Last year, transit-oriented developments were all the talk. What many developers and investors found was that making these types of developments work with local government entities is not always easy – despite TOD being a win-win-win for cities, residents, and businesses.
With competing and sometimes conflicting interests on all sides, it’s easy for these types of projects to fall apart or stall for years. However, what has progressed over the last year is a move by city governments to work with developers to attract more transit-oriented development projects to help combat displacement by gentrification, improve community access to social services, and to revitalize run-down neighborhoods.
Reversing the damage caused by urban blight over decades of urban sprawl is just one of the reasons why cities are backing transit-oriented developments. As money continues to pour into major projects backing TODs across the country, 3 stats particularly point to the reasons why transit-oriented continues to be the talk of CRE:
#1: TOD Developments Attract More Investors
The NAR® reports one study that revealed that today’s investors seek out projects being built near “smartly designed and well-maintained infrastructure” in addition to other factors. Location to infrastructure and public transit is becoming a leading factor in determining the feasibility of a new development.
#2: TODs Help Reduce Congestion
When revitalizing urban centers with new TODs, traffic flow and design often gets an overhaul too. By reducing congestion and increasing access to public transportation, local governments and businesses are capitalizing on an increasingly pedestrian population that relies less on automobiles and more on smart city planning to get around.
#3: Older Adults in TOD Communities Are More Active
One stat attracting the attention of older adults is one cited by AARP; in a study of Virginians aged 75 and older, 22% of those living in walkable cities walked or took transit compared to only 8% of 75+ aged adults living in the suburbs. This is one of many studies showing that living in TODs is good for the overall health of older adults, keeping them active for much longer than their more sedentary counterparts.

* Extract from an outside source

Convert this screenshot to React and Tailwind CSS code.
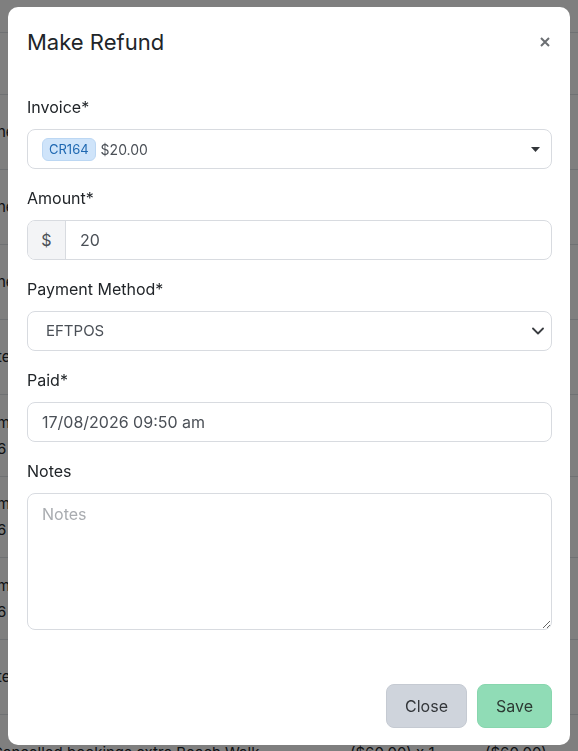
import { useState } from "react";

const rows = [
  { h: 62, a: "", b: "" },
  { h: 75, a: "ne", b: "" },
  { h: 75, a: "ne", b: "" },
  { h: 75, a: "ne", b: "" },
  { h: 75, a: "te", b: "" },
  { h: 82, a: "m", b: "6" },
  { h: 81, a: "m", b: "6" },
  { h: 82, a: "m", b: "6" },
  { h: 75, a: "te", b: "" },
];

function Backdrop() {
  return (
    <div className="h-screen overflow-hidden bg-white font-['Inter',sans-serif] text-[15px] text-[#212529]">
      <div className="h-[33px] border-b border-[#dee2e6]" />
      {rows.map((r, i) => (
        <div key={i} className="flex flex-col justify-center border-b border-[#dee2e6] -ml-[3px] leading-[26px]" style={{ height: r.h }}>
          <span>{r.a}</span>
          {r.b && <span>{r.b}</span>}
        </div>
      ))}
      <div className="flex pt-[28px] -ml-[8px] leading-[20px]">
        <span className="w-[358px]">Cancelled bookings extra Beach Walk</span>
        <span className="w-[135px]">($60.00) x 1</span>
        <span>($60.00)</span>
      </div>
    </div>
  );
}

function Label({ children }) {
  return <label className="block text-[16px] leading-6 text-[#212529] mb-[10px]">{children}</label>;
}

export default function App() {
  const [amount, setAmount] = useState("20");
  return (
    <div className="relative">
      <Backdrop />
      <div className="fixed inset-0 bg-black/50 pt-[7px] pl-[8px] font-['Inter',sans-serif]">
        <div className="w-[562px] h-[738px] rounded-[10px] bg-white flex flex-col">
          <div className="flex items-center justify-between pl-[19px] pr-[20px] pt-[20px] h-[68px] pb-[20px]">
            <h2 className="text-[22px] leading-7 text-[#212529] mt-[1px]">Make Refund</h2>
            <svg width="10" height="10" viewBox="0 0 10 10" className="mt-[1px]">
              <path d="M1 1 9 9M9 1 1 9" stroke="#6c6f73" strokeWidth="2" />
            </svg>
          </div>

          <div className="pl-[19px] pr-[18px] pt-[20px] flex-1 flex flex-col">
            <Label>Invoice*</Label>
            <div className="h-[40px] rounded-lg border border-[#d8dbe0] flex items-center pl-[14px] pr-[10px] mb-[17px]">
              <span className="rounded-md bg-[#cfe4fa] border border-[#bcd7f3] text-[#1f68b1] text-[13px] leading-[21px] px-[6px]">CR164</span>
              <span className="ml-[5px] text-[14px] text-[#4b5057]">$20.00</span>
              <svg width="9" height="5" viewBox="0 0 9 5" className="ml-auto mr-[1px]">
                <path d="M0 0h9L4.5 5z" fill="#33363a" />
              </svg>
            </div>

            <Label>Amount*</Label>
            <div className="h-[40px] rounded-lg border border-[#d8dbe0] flex mb-[17px] overflow-hidden">
              <span className="w-[38px] bg-[#f3f4f6] border-r border-[#d8dbe0] flex items-center justify-center text-[16px] text-[#4b5057]">$</span>
              <input
                value={amount}
                onChange={(e) => setAmount(e.target.value)}
                className="flex-1 pl-[14px] text-[16px] text-[#4b5057] outline-none bg-transparent"
              />
            </div>

            <Label>Payment Method*</Label>
            <div className="h-[40px] rounded-lg border border-[#d8dbe0] flex items-center pl-[18px] pr-[6px] mb-[17px]">
              <span className="text-[15px] text-[#4b5057]">EFTPOS</span>
              <svg width="14" height="10" viewBox="0 0 16 12" className="ml-auto">
                <path d="m2 3 6 6 6-6" fill="none" stroke="#3a3d41" strokeWidth="2.2" strokeLinecap="round" strokeLinejoin="round" />
              </svg>
            </div>

            <Label>Paid*</Label>
            <div className="h-[40px] rounded-lg border border-[#d8dbe0] flex items-center pl-[14px] mb-[17px]">
              <span className="text-[16px] text-[#4b5057]">17/08/2026 09:50 am</span>
            </div>

            <Label>Notes</Label>
            <textarea
              placeholder="Notes"
              className="h-[137px] w-full rounded-lg border border-[#d8dbe0] px-[14px] py-[8px] text-[16px] text-[#4b5057] placeholder:text-[#a9acb0] outline-none"
            />

            <div className="flex justify-end gap-[10px] mt-[54px]">
              <button className="h-[44px] w-[81px] rounded-lg bg-[#cfd4dc] border border-[#c5cad2] text-[16px] text-[#33363a]">Close</button>
              <button className="h-[44px] w-[75px] rounded-lg bg-[#90dcb6] border border-[#88d6ae] text-[16px] text-[#2c3a33]">Save</button>
            </div>
          </div>
        </div>
      </div>
    </div>
  );
}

U.S. TOD Projects that Are Thriving
Developers are seizing on the TOD trend as projects across the U.S. are thriving. Generally speaking, the most successful transit-oriented developments are located within two miles of public transportation. That means light rail, subway, bus, rideshare, shuttle, etc.
In the U.S. more than half of the states have taken some action toward laying the groundwork for more TOD projects. The same is true for more than 65 cities in nearly 50 regions across the country. Specifically, there are cities that are setting the standard for what is possible with TODs.

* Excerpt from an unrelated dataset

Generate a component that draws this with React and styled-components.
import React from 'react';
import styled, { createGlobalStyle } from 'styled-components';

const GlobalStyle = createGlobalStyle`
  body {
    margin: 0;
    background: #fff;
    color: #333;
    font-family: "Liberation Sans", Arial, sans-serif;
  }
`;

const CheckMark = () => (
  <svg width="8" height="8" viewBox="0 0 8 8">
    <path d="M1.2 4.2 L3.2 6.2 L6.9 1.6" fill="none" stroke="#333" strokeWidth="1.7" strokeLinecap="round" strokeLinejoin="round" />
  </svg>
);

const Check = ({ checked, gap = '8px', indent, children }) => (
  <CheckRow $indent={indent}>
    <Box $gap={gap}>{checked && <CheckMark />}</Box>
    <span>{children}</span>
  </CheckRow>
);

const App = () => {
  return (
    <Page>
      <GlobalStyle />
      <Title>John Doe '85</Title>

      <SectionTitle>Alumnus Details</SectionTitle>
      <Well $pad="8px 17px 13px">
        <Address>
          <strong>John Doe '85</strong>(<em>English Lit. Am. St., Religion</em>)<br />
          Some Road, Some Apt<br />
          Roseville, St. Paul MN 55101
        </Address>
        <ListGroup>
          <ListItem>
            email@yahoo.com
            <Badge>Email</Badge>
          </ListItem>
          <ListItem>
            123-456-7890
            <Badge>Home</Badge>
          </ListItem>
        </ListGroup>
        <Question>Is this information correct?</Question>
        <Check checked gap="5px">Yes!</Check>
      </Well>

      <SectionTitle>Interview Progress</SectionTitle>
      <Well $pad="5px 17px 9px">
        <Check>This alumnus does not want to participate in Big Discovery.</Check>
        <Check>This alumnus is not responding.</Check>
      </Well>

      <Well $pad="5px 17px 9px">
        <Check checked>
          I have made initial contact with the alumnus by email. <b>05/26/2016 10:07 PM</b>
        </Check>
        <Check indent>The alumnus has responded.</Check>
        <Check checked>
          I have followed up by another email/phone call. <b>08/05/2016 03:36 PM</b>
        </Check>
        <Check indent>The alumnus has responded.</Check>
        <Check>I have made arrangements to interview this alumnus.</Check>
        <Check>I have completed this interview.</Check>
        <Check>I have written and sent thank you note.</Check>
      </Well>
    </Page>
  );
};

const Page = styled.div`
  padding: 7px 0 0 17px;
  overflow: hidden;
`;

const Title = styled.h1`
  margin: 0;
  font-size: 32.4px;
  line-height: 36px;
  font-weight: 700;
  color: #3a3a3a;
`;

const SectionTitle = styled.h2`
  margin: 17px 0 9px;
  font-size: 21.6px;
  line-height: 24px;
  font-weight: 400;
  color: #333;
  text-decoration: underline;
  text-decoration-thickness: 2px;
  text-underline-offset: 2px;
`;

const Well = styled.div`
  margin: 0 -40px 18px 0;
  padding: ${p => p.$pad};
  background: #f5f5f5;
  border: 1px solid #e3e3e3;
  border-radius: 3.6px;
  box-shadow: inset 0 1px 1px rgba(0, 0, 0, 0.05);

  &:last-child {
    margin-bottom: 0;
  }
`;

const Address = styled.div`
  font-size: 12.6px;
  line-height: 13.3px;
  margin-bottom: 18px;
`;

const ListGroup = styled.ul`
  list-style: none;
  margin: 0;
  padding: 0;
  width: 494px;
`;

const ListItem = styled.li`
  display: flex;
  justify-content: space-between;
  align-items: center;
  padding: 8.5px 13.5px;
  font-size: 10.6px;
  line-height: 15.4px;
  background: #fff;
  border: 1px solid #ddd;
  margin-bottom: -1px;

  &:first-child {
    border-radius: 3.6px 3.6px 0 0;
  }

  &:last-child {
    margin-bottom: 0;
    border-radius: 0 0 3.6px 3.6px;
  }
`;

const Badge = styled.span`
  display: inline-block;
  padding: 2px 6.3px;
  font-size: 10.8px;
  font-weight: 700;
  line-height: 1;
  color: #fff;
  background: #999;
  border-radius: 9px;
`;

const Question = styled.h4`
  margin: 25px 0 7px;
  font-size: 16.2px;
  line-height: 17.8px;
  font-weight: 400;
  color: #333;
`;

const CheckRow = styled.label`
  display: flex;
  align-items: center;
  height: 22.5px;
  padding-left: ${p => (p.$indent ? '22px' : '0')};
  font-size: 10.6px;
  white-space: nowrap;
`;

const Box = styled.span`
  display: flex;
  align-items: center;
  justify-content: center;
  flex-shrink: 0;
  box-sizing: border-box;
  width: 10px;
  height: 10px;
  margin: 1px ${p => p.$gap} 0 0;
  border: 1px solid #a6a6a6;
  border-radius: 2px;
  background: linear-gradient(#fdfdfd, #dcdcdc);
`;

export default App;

“We’re seeing a great increase in interest when it comes to transit-oriented communities —both from investors and tenants,” says Tony DiCamilo with Coldwell Banker Commercial Scalzo Group in Purchase, NY. “These communities provide the amenity-rich housing that today’s tenants are looking for, while also making a live/work/play lifestyle possible.”
Denver Leads the Way
By partnering with state and local agencies to meet local needs while creating financial incentives for businesses, Denver is proving that TODs can help boost city coffers while also improving the overall well-being of communities. Denver is leading the way for how to forge a cooperative partnership between many different government and private agencies to create spectacular TODs that revitalize old infrastructure and attract new investors.
Portland’s Light Rail System Attracts Many New Investors
In Oregon, the City of Portland backed a city-wide TOD that helped to fund the new light rail system. With it have come new housing developments, retail shops, businesses, and residents of all ages and backgrounds.

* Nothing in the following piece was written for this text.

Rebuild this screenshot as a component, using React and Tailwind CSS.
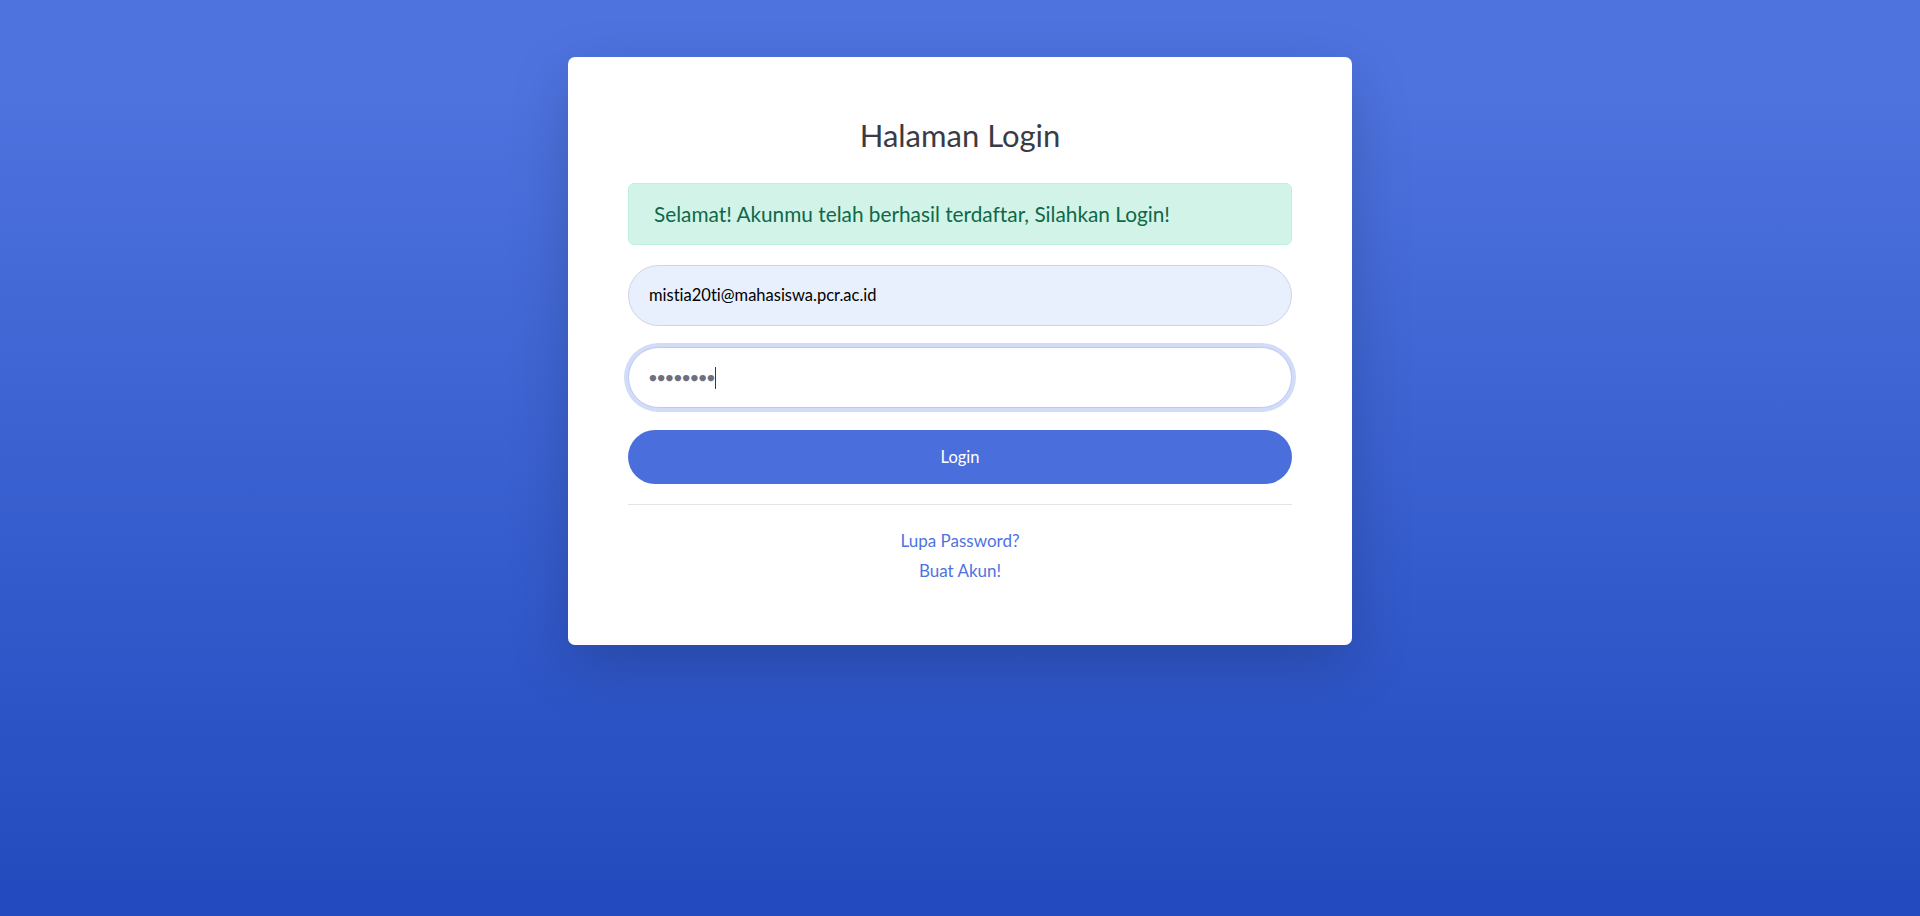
import React from "react";

export default function App() {
  const font = { fontFamily: "Lato, 'Noto Sans', sans-serif" };
  return (
    <div
      className="min-h-screen w-full flex justify-center pt-[57px] bg-[linear-gradient(180deg,#4e73df_10%,#224abe_100%)] [font-variant-ligatures:none]"
      style={font}
    >
      <div className="w-[784px] h-[588px] bg-white rounded-[7px] shadow-[0_20px_60px_rgba(0,0,0,0.175)] px-[60px] pt-[60px] self-start">
        <h1 className="text-[31px] leading-[36px] text-[#3a3b45] text-center font-normal mb-[30px]">
          Halaman Login
        </h1>
        <div className="h-[62px] rounded-[6px] border border-[#bff0de] bg-[#d2f4e8] text-[#0f6848] text-[20.8px] leading-[30px] px-[25px] py-[15px] mb-[20px]">
          Selamat! Akunmu telah berhasil terdaftar, Silahkan Login!
        </div>
        <div className="h-[61px] rounded-full border border-[#d1d3e2] bg-[#e8f0fe] text-black text-[16.5px] flex items-center px-[20px] mb-[21px]">
          mistia20ti@mahasiswa.pcr.ac.id
        </div>
        <div className="h-[61px] rounded-full border border-[#bac8f3] bg-white shadow-[0_0_0_4px_rgba(78,115,223,0.25)] text-[#6e707e] flex items-center px-[20px] mb-[22px]">
          <span className="text-[13px] tracking-[0.5px]">●●●●●●●●</span>
          <span className="w-px h-[22px] bg-[#3a3b45]"></span>
        </div>
        <button className="w-full h-[54px] rounded-full bg-[#4a6fdc] text-white text-[16.5px] flex items-center justify-center mb-[20px]">
          Login
        </button>
        <hr className="border-0 border-t border-[rgba(0,0,0,0.1)] mb-[21px]" />
        <div className="text-center text-[17px] leading-[30px]">
          <a className="text-[#4e73df]" href="#">Lupa Password?</a>
        </div>
        <div className="text-center text-[17px] leading-[30px]">
          <a className="text-[#4e73df]" href="#">Buat Akun!</a>
        </div>
      </div>
    </div>
  );
}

Minneapolis Masters the Public-Private Partnership in TOD
For combining funding programs into massive new TOD projects, Minneapolis, MN is taking advantage of dozens of federal, state, and local funding sources as well as public-private partnership programs, and private investors to back a brand new transit system to support its massive new TOD projects. St. Paul and Minneapolis will use the funding to build a new light rail system.